The English dubbing aside (which isn’t bad), the changes wrought by Shelton are subtle, but they add up.
The result of all these changes is a disaffected and exploitive film that Clive Barker, a huge fan of EYES, dismissed as “bastardized and terrible.” Author Barry Atkinson went even farther, accusing Shelton of “pandering to the drive-in, sensation-seeking brigade rather than a discerning clientele who would appreciate the movie for what it really was.” I say the situation is a bit more complex than the “EYES WITHOUT A FACE good-HORROR CHAMBER OF DR. FAUSTUS bad” dichotomy those quotes suggest.
HORROR CHAMBER is certainly the more overtly surreal of the two films. Franju was known to consort with surrealists, a group that, let’s not forget, rejected artiness and affectation, as reflected in their disparagement of the overtly poetic cinema of Jean Epstein, whose FALL OF THE HOUSE OF USHER/La chute de la maison Usher (1928) is quite complimentary to EYES WITHOUT A FACE (as opposed to the more cynical and black humored films of Luis Bunuel, who worked as a production assistant on USHER and spent much of the rest of his life disparaging the film and its maker).
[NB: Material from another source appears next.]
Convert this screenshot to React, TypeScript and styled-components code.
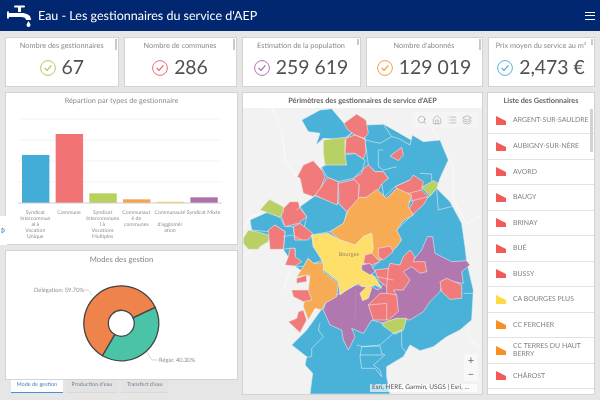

Yet the surrealists quite enjoyed potboilers, and THE HORROR CHAMBER OF DR. FAUSTUS, with its B movie façade that has the effect of enhancing the strangeness of the material, would seem right up the surrealist alley. The aforementioned surrealist-affiliated documentarian Jean Painlevé, a key influence on Franju, was known for the tonal dissonance of his films (in which, among other oddities, undersea footage was accompanied by bouncy circus-appropriate music), and tonal dissonance is a defining aspect of HORROR CHAMBER.
With such bizarre material, sometimes it’s the non-artistic approach that works best. In this sense THE HORROR CHAMBER OF DR. FAUSTUS’ lack of artistry functions in its favor, with some elements, such as the still photo montage of Edith Scob’s decomposing face, working better here than they did in the original version.
I’m not saying HORROR CHAMBER is better than its antecedent, just that it deserves a closer look than it’s thus far received. Then again, though, maybe I am saying THE HORROR CHAMBER OF DR. FAUSTUS is superior to EYES WITHOUT A FACE, as in recent years I’ve been finding myself returning more and more to that Sinister Cinema VHS, while my Criterion DVD continues to gather dust.